A riskless principal is a brokerage or dealer firm that simultaneously buys and sells a security in two separate but offsetting transactions, with the aim of facilitating a customer’s trade without taking on any market risk.

In essence, the firm acts as an intermediary between the buyer and seller without exposing itself to the risk associated with holding the security in its inventory.

A broker acts as a riskless principal if, acting at its customers’ request, it purchases an asset from the market for its own account (as principal), records that transaction in its own trading books, and more or less immediately, sells the same asset to the customer (also as principal), either at the same price (with a “commission”) or at a markup (with no commission).

This means that are two transactions;

  1. One between the customer and the riskless principal (the broker)
  2. One between the riskless principal (broker) and market (external counterparty or “liquidity provider”).

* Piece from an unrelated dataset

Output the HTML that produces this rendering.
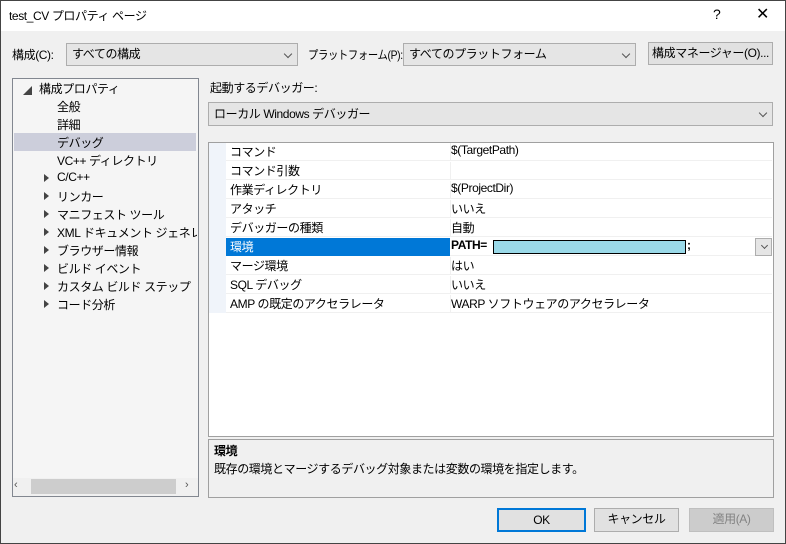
<!DOCTYPE html>
<html><head><meta charset="utf-8"><style>
*{box-sizing:border-box;margin:0;padding:0}
body{width:786px;height:544px;background:#f0f0f0;font-family:"Liberation Sans","Noto Sans CJK JP",sans-serif;font-size:12px;letter-spacing:-0.4px;color:#000;position:relative;overflow:hidden}
.a{position:absolute;white-space:nowrap}
.win{position:absolute;left:0;top:0;width:786px;height:544px;border:1px solid #444}
.combo{position:absolute;background:#e5e5e5;border:1px solid #adadad;padding:3px 5px;line-height:15px}
.chev{position:absolute;right:6px;top:7px;width:6px;height:6px;border-right:1px solid #555;border-bottom:1px solid #555;transform:rotate(45deg)}
.btn{position:absolute;background:#e1e1e1;border:1px solid #adadad;text-align:center;line-height:21px}
.tri{position:absolute;width:0;height:0;border-top:4px solid transparent;border-bottom:4px solid transparent;border-left:5px solid #444}
.row{position:absolute;left:226px;width:546px;height:18px;border-bottom:1px solid #f0f0f0}
.row .n{position:absolute;left:4px;top:0px}
.row .v{position:absolute;left:225px;top:0px}
.row .sep{position:absolute;left:224px;top:0;width:1px;height:18px;background:#f0f0f0}
</style></head><body>
<div class="win"></div>
<div class="a" style="left:1px;top:1px;width:784px;height:30px;background:#fff"></div>
<div class="a" style="left:9px;top:7px;font-size:12px">test_CV プロパティ ページ</div>
<div class="a" style="left:713px;top:6px;font-size:14px">?</div>
<div class="a" style="left:756px;top:4px;font-size:16px">✕</div>

<div class="a" style="left:12px;top:46px">構成(C):</div>
<div class="combo" style="left:66px;top:43px;width:232px;height:23px">すべての構成<div class="chev"></div></div>
<div class="a" style="left:308px;top:46px;transform:scaleX(0.86);transform-origin:0 0;letter-spacing:-0.4px">プラットフォーム(P):</div>
<div class="combo" style="left:403px;top:43px;width:233px;height:23px">すべてのプラットフォーム<div class="chev"></div></div>
<div class="btn" style="left:648px;top:42px;width:125px;height:23px">構成マネージャー(O)...</div>

<div class="a" style="left:12px;top:78px;width:187px;height:419px;border:1px solid #828790;background:#f5f5f5"></div>
<div class="a" style="left:14px;top:133px;width:182px;height:18px;background:#cccedb"></div>
<div class="a" style="left:23px;top:84px;font-size:9px;color:#444">◢</div>
<div class="a" style="left:39px;top:80px">構成プロパティ</div>
<div class="a" style="left:57px;top:98px">全般</div>
<div class="a" style="left:57px;top:116px">詳細</div>
<div class="a" style="left:57px;top:134px">デバッグ</div>
<div class="a" style="left:57px;top:152px">VC++ ディレクトリ</div>
<div class="tri" style="left:44px;top:174px"></div><div class="a" style="left:57px;top:170px">C/C++</div>
<div class="tri" style="left:44px;top:192px"></div><div class="a" style="left:57px;top:188px">リンカー</div>
<div class="tri" style="left:44px;top:210px"></div><div class="a" style="left:57px;top:206px">マニフェスト ツール</div>
<div class="tri" style="left:44px;top:228px"></div><div class="a" style="left:57px;top:224px;width:140px;overflow:hidden">XML ドキュメント ジェネレーター</div>
<div class="tri" style="left:44px;top:246px"></div><div class="a" style="left:57px;top:242px">ブラウザー情報</div>
<div class="tri" style="left:44px;top:264px"></div><div class="a" style="left:57px;top:260px">ビルド イベント</div>
<div class="tri" style="left:44px;top:282px"></div><div class="a" style="left:57px;top:278px">カスタム ビルド ステップ</div>
<div class="tri" style="left:44px;top:300px"></div><div class="a" style="left:57px;top:296px">コード分析</div>
<div class="a" style="left:13px;top:478px;width:185px;height:18px;background:#f0f0f0"></div>
<div class="a" style="left:31px;top:479px;width:145px;height:15px;background:#cdcdcd"></div>
<div class="a" style="left:14px;top:479px;font-size:11px;color:#555">‹</div>
<div class="a" style="left:185px;top:479px;font-size:11px;color:#555">›</div>

<div class="a" style="left:210px;top:79px">起動するデバッガー:</div>
<div class="combo" style="left:208px;top:102px;width:565px;height:24px;padding-top:4px">ローカル Windows デバッガー<div class="chev"></div></div>

<div class="a" style="left:208px;top:142px;width:566px;height:295px;border:1px solid #a0a0a0;background:#fff"></div>
<div class="a" style="left:209px;top:143px;width:17px;height:170px;background:#f0f4fa"></div>
<div class="row" style="top:143px"><span class="n">コマンド</span><div class="sep"></div><span class="v">$(TargetPath)</span></div>
<div class="row" style="top:162px"><span class="n">コマンド引数</span><div class="sep"></div></div>
<div class="row" style="top:181px"><span class="n">作業ディレクトリ</span><div class="sep"></div><span class="v">$(ProjectDir)</span></div>
<div class="row" style="top:200px"><span class="n">アタッチ</span><div class="sep"></div><span class="v">いいえ</span></div>
<div class="row" style="top:219px"><span class="n">デバッガーの種類</span><div class="sep"></div><span class="v">自動</span></div>
<div class="row" style="top:238px"><div class="a" style="left:0;top:0;width:224px;height:18px;background:#0078d7"></div><span class="n" style="color:#fff">環境</span><span class="v" style="font-weight:bold">PATH=</span>
<div class="a" style="left:267px;top:2px;width:193px;height:14px;background:#9ad9e8;border:1px solid #000"></div><span class="a" style="left:461px;top:0px;font-weight:bold">;</span>
<div class="a" style="left:529px;top:0;width:17px;height:18px;background:#e5e5e5;border:1px solid #adadad"><div class="chev" style="right:4px;top:4px;width:5px;height:5px"></div></div></div>
<div class="row" style="top:257px"><span class="n">マージ環境</span><div class="sep"></div><span class="v">はい</span></div>
<div class="row" style="top:276px"><span class="n">SQL デバッグ</span><div class="sep"></div><span class="v">いいえ</span></div>
<div class="row" style="top:295px"><span class="n">AMP の既定のアクセラレータ</span><div class="sep"></div><span class="v">WARP ソフトウェアのアクセラレータ</span></div>

<div class="a" style="left:208px;top:439px;width:566px;height:59px;border:1px solid #a0a0a0;background:#f0f0f0"></div>
<div class="a" style="left:214px;top:442px;font-weight:bold">環境</div>
<div class="a" style="left:214px;top:460px">既存の環境とマージするデバッグ対象または変数の環境を指定します。</div>

<div class="btn" style="left:497px;top:508px;width:89px;height:24px;border:2px solid #0078d7">OK</div>
<div class="btn" style="left:594px;top:508px;width:85px;height:24px">キャンセル</div>
<div class="btn" style="left:689px;top:508px;width:85px;height:24px;background:#cccccc;border-color:#bfbfbf;color:#838383">適用(A)</div>
</body></html>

A riskless principal is compensated in one of two ways:

  • A markup between what it paid for the asset “in the market” versus what it sold it for to the customer.
  • A separate payment from the customer to the riskless principal, which sounds like a commission but is technically not a commission and should be called a “fee“.

It’s important to note that riskless principal transactions are subject to regulatory oversight and reporting requirements.

Brokerage firms must disclose their role as a riskless principal on trade confirmations and maintain proper records to ensure transparency and compliance with financial regulations.